## WHAT IS NEEDED:
Exclude the pictures; give every entry again exactly as written.

## RECORDED DATA:

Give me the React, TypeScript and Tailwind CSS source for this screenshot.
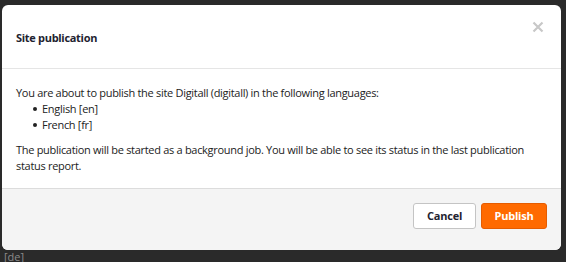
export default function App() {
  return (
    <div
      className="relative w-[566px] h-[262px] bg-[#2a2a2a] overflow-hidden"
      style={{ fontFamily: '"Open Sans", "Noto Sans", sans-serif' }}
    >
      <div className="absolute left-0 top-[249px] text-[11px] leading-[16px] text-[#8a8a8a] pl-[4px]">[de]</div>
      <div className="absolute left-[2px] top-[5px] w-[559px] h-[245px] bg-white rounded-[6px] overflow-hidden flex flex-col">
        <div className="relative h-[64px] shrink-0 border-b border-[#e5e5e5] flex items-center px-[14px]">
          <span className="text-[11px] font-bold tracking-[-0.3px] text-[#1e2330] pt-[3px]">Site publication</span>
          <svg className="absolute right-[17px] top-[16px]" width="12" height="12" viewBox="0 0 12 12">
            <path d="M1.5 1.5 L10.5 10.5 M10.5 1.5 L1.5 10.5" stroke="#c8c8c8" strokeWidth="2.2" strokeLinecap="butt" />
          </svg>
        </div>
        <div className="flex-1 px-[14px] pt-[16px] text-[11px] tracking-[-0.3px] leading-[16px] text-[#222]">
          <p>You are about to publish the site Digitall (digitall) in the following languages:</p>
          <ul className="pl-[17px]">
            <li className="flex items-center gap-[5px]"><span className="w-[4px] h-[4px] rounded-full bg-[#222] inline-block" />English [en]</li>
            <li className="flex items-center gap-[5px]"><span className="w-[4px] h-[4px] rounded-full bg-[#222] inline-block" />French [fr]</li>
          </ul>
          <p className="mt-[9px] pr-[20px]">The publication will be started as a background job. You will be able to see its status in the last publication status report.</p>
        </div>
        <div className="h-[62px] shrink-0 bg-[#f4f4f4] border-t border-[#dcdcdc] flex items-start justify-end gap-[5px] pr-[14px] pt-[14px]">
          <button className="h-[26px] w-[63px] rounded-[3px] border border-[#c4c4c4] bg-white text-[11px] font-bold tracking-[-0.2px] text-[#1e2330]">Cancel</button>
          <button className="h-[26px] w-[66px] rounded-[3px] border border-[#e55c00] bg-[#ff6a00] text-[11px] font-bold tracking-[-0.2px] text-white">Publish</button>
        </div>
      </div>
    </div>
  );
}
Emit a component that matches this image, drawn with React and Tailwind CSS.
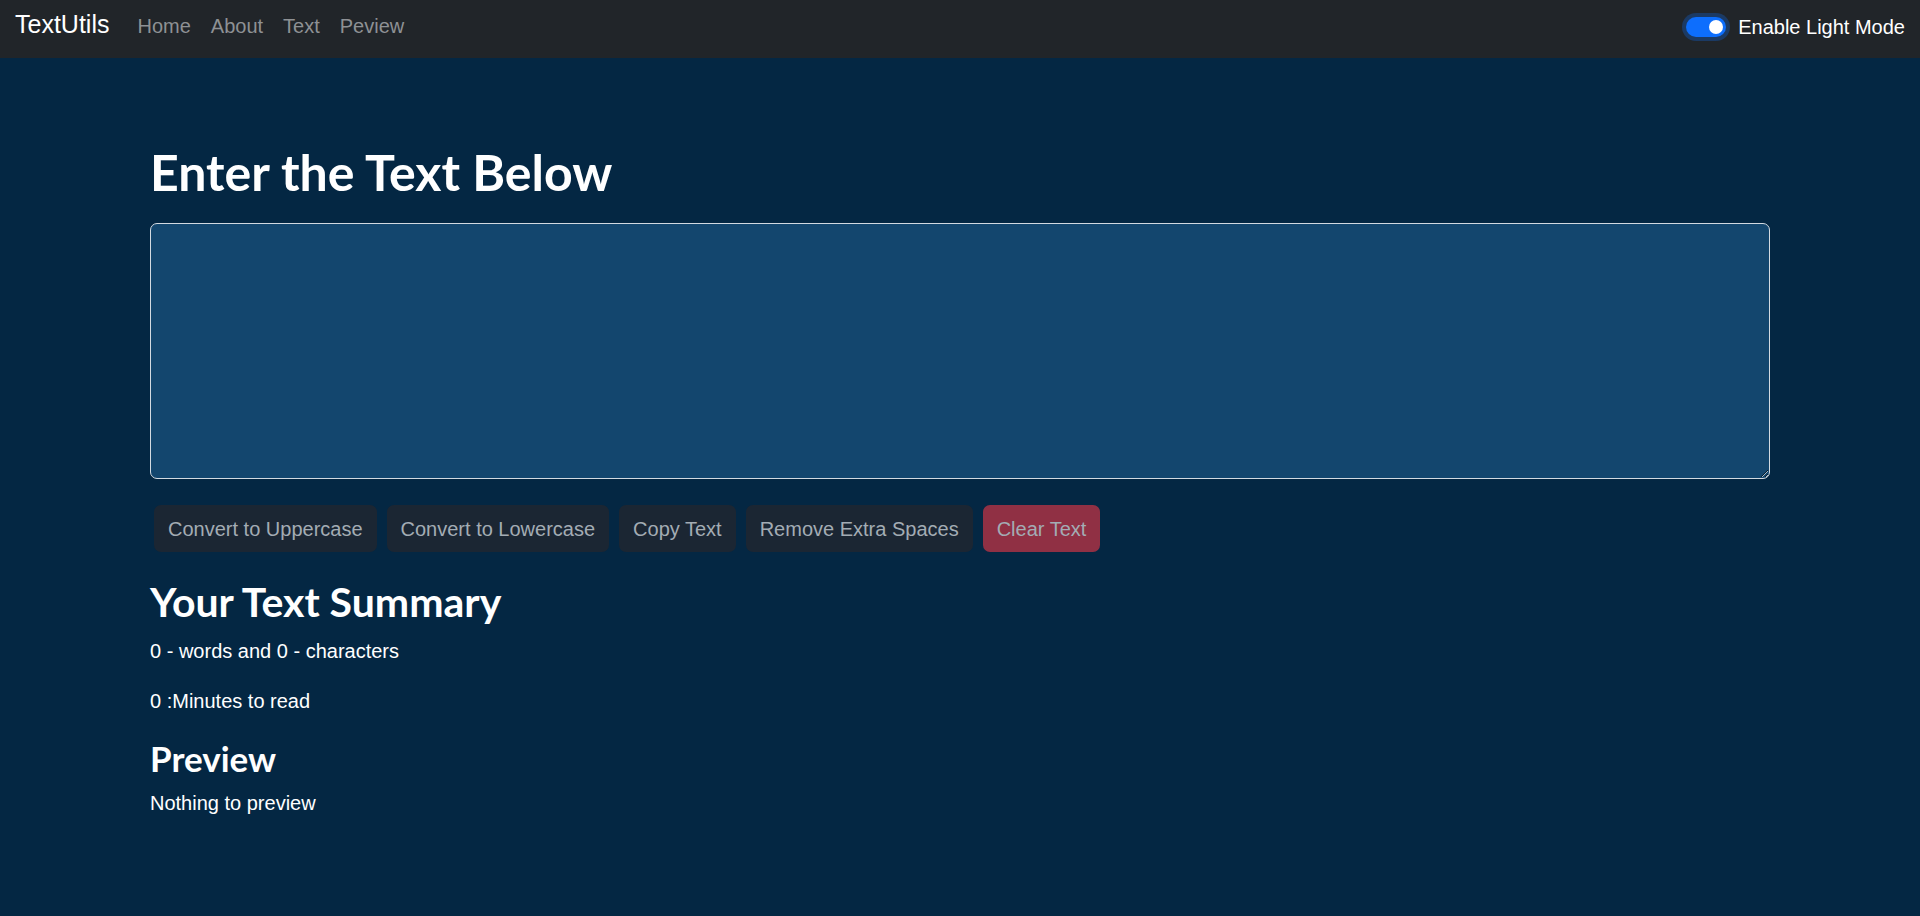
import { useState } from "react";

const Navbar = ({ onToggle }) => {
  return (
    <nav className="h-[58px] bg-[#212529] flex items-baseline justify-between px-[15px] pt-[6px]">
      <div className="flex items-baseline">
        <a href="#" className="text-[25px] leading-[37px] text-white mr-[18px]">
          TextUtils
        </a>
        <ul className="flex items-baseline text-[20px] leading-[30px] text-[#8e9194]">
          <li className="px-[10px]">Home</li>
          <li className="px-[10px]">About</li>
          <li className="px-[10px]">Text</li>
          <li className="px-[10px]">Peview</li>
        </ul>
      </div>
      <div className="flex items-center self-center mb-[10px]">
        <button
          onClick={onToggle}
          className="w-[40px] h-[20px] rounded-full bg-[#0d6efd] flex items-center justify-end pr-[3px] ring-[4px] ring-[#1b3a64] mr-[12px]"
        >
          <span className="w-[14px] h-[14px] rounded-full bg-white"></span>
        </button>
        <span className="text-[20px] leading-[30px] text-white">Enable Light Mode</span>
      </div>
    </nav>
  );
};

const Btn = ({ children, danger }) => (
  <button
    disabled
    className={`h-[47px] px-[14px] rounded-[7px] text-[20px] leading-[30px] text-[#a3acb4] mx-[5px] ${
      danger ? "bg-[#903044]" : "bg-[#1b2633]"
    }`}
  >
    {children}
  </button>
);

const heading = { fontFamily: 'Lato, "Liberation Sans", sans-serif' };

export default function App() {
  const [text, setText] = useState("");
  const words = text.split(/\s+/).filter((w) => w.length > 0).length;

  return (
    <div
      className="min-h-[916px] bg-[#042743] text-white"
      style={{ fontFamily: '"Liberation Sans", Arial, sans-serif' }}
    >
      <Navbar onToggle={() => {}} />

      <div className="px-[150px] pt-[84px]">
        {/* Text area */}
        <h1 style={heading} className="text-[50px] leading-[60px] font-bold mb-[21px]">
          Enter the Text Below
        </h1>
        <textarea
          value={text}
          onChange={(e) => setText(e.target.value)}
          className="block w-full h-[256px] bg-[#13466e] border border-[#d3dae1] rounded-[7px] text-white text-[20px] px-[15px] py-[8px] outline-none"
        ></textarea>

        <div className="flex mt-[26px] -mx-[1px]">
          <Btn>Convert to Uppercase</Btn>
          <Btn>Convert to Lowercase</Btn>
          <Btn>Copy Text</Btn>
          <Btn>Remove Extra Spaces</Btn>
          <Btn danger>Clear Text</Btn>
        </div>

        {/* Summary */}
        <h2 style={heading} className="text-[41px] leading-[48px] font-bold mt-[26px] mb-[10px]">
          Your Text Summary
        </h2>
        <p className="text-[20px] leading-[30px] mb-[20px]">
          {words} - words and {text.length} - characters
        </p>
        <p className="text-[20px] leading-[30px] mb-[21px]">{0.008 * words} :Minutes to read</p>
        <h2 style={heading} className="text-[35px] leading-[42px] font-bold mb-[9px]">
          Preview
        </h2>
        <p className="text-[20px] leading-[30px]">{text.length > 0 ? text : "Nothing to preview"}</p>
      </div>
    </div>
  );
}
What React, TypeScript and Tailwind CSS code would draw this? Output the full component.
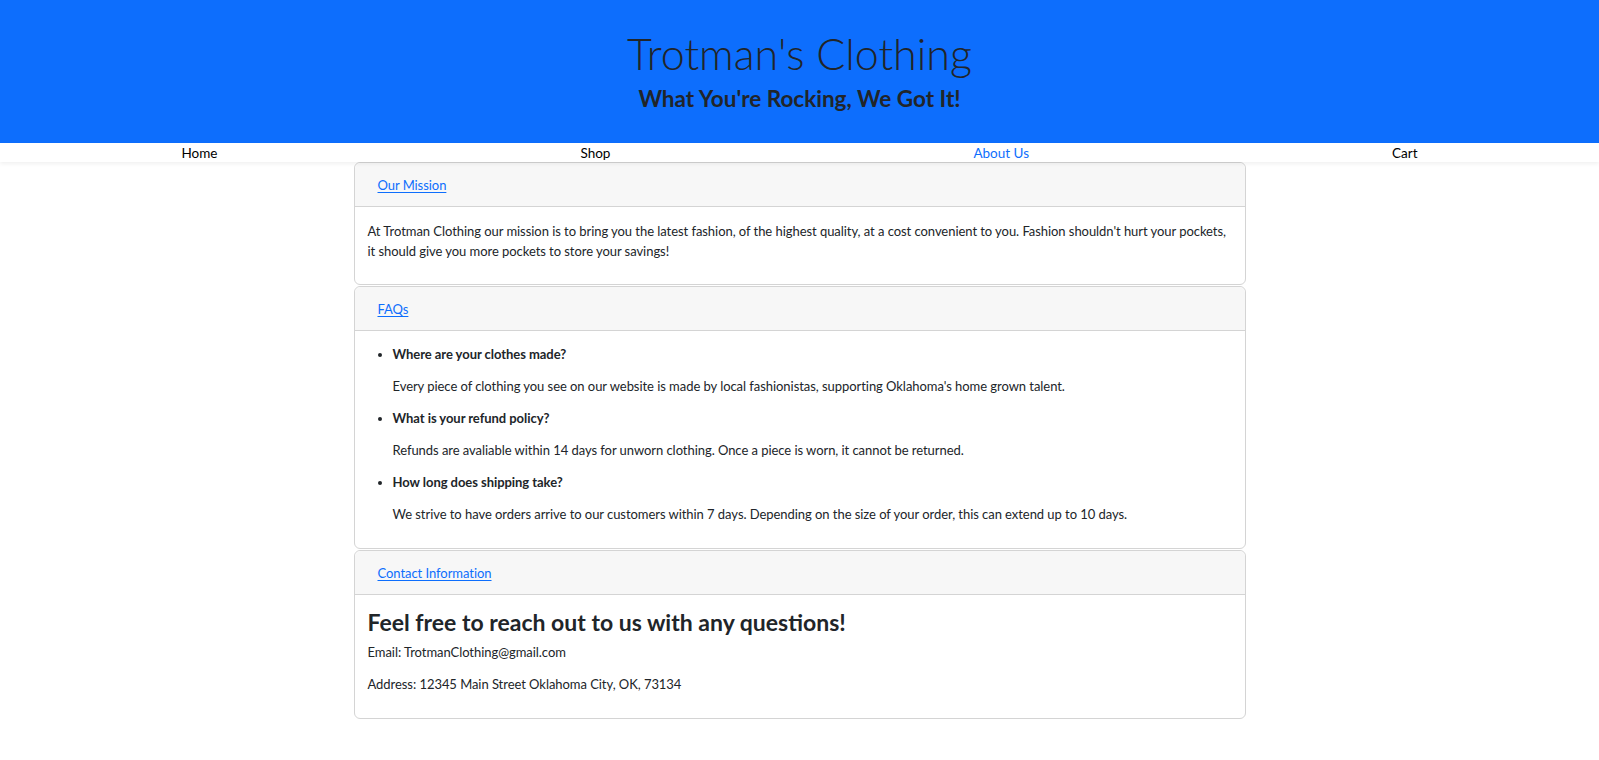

## CORRECT RESULT:
Give me the React, TypeScript and Tailwind CSS source for this screenshot.
export default function App() {
  return (
    <div
      className="relative w-[566px] h-[262px] bg-[#2a2a2a] overflow-hidden"
      style={{ fontFamily: '"Open Sans", "Noto Sans", sans-serif' }}
    >
      <div className="absolute left-0 top-[249px] text-[11px] leading-[16px] text-[#8a8a8a] pl-[4px]">[de]</div>
      <div className="absolute left-[2px] top-[5px] w-[559px] h-[245px] bg-white rounded-[6px] overflow-hidden flex flex-col">
        <div className="relative h-[64px] shrink-0 border-b border-[#e5e5e5] flex items-center px-[14px]">
          <span className="text-[11px] font-bold tracking-[-0.3px] text-[#1e2330] pt-[3px]">Site publication</span>
          <svg className="absolute right-[17px] top-[16px]" width="12" height="12" viewBox="0 0 12 12">
            <path d="M1.5 1.5 L10.5 10.5 M10.5 1.5 L1.5 10.5" stroke="#c8c8c8" strokeWidth="2.2" strokeLinecap="butt" />
          </svg>
        </div>
        <div className="flex-1 px-[14px] pt-[16px] text-[11px] tracking-[-0.3px] leading-[16px] text-[#222]">
          <p>You are about to publish the site Digitall (digitall) in the following languages:</p>
          <ul className="pl-[17px]">
            <li className="flex items-center gap-[5px]"><span className="w-[4px] h-[4px] rounded-full bg-[#222] inline-block" />English [en]</li>
            <li className="flex items-center gap-[5px]"><span className="w-[4px] h-[4px] rounded-full bg-[#222] inline-block" />French [fr]</li>
          </ul>
          <p className="mt-[9px] pr-[20px]">The publication will be started as a background job. You will be able to see its status in the last publication status report.</p>
        </div>
        <div className="h-[62px] shrink-0 bg-[#f4f4f4] border-t border-[#dcdcdc] flex items-start justify-end gap-[5px] pr-[14px] pt-[14px]">
          <button className="h-[26px] w-[63px] rounded-[3px] border border-[#c4c4c4] bg-white text-[11px] font-bold tracking-[-0.2px] text-[#1e2330]">Cancel</button>
          <button className="h-[26px] w-[66px] rounded-[3px] border border-[#e55c00] bg-[#ff6a00] text-[11px] font-bold tracking-[-0.2px] text-white">Publish</button>
        </div>
      </div>
    </div>
  );
}
Emit a component that matches this image, drawn with React and Tailwind CSS.
import { useState } from "react";

const Navbar = ({ onToggle }) => {
  return (
    <nav className="h-[58px] bg-[#212529] flex items-baseline justify-between px-[15px] pt-[6px]">
      <div className="flex items-baseline">
        <a href="#" className="text-[25px] leading-[37px] text-white mr-[18px]">
          TextUtils
        </a>
        <ul className="flex items-baseline text-[20px] leading-[30px] text-[#8e9194]">
          <li className="px-[10px]">Home</li>
          <li className="px-[10px]">About</li>
          <li className="px-[10px]">Text</li>
          <li className="px-[10px]">Peview</li>
        </ul>
      </div>
      <div className="flex items-center self-center mb-[10px]">
        <button
          onClick={onToggle}
          className="w-[40px] h-[20px] rounded-full bg-[#0d6efd] flex items-center justify-end pr-[3px] ring-[4px] ring-[#1b3a64] mr-[12px]"
        >
          <span className="w-[14px] h-[14px] rounded-full bg-white"></span>
        </button>
        <span className="text-[20px] leading-[30px] text-white">Enable Light Mode</span>
      </div>
    </nav>
  );
};

const Btn = ({ children, danger }) => (
  <button
    disabled
    className={`h-[47px] px-[14px] rounded-[7px] text-[20px] leading-[30px] text-[#a3acb4] mx-[5px] ${
      danger ? "bg-[#903044]" : "bg-[#1b2633]"
    }`}
  >
    {children}
  </button>
);

const heading = { fontFamily: 'Lato, "Liberation Sans", sans-serif' };

export default function App() {
  const [text, setText] = useState("");
  const words = text.split(/\s+/).filter((w) => w.length > 0).length;

  return (
    <div
      className="min-h-[916px] bg-[#042743] text-white"
      style={{ fontFamily: '"Liberation Sans", Arial, sans-serif' }}
    >
      <Navbar onToggle={() => {}} />

      <div className="px-[150px] pt-[84px]">
        {/* Text area */}
        <h1 style={heading} className="text-[50px] leading-[60px] font-bold mb-[21px]">
          Enter the Text Below
        </h1>
        <textarea
          value={text}
          onChange={(e) => setText(e.target.value)}
          className="block w-full h-[256px] bg-[#13466e] border border-[#d3dae1] rounded-[7px] text-white text-[20px] px-[15px] py-[8px] outline-none"
        ></textarea>

        <div className="flex mt-[26px] -mx-[1px]">
          <Btn>Convert to Uppercase</Btn>
          <Btn>Convert to Lowercase</Btn>
          <Btn>Copy Text</Btn>
          <Btn>Remove Extra Spaces</Btn>
          <Btn danger>Clear Text</Btn>
        </div>

        {/* Summary */}
        <h2 style={heading} className="text-[41px] leading-[48px] font-bold mt-[26px] mb-[10px]">
          Your Text Summary
        </h2>
        <p className="text-[20px] leading-[30px] mb-[20px]">
          {words} - words and {text.length} - characters
        </p>
        <p className="text-[20px] leading-[30px] mb-[21px]">{0.008 * words} :Minutes to read</p>
        <h2 style={heading} className="text-[35px] leading-[42px] font-bold mb-[9px]">
          Preview
        </h2>
        <p className="text-[20px] leading-[30px]">{text.length > 0 ? text : "Nothing to preview"}</p>
      </div>
    </div>
  );
}
What React, TypeScript and Tailwind CSS code would draw this? Output the full component.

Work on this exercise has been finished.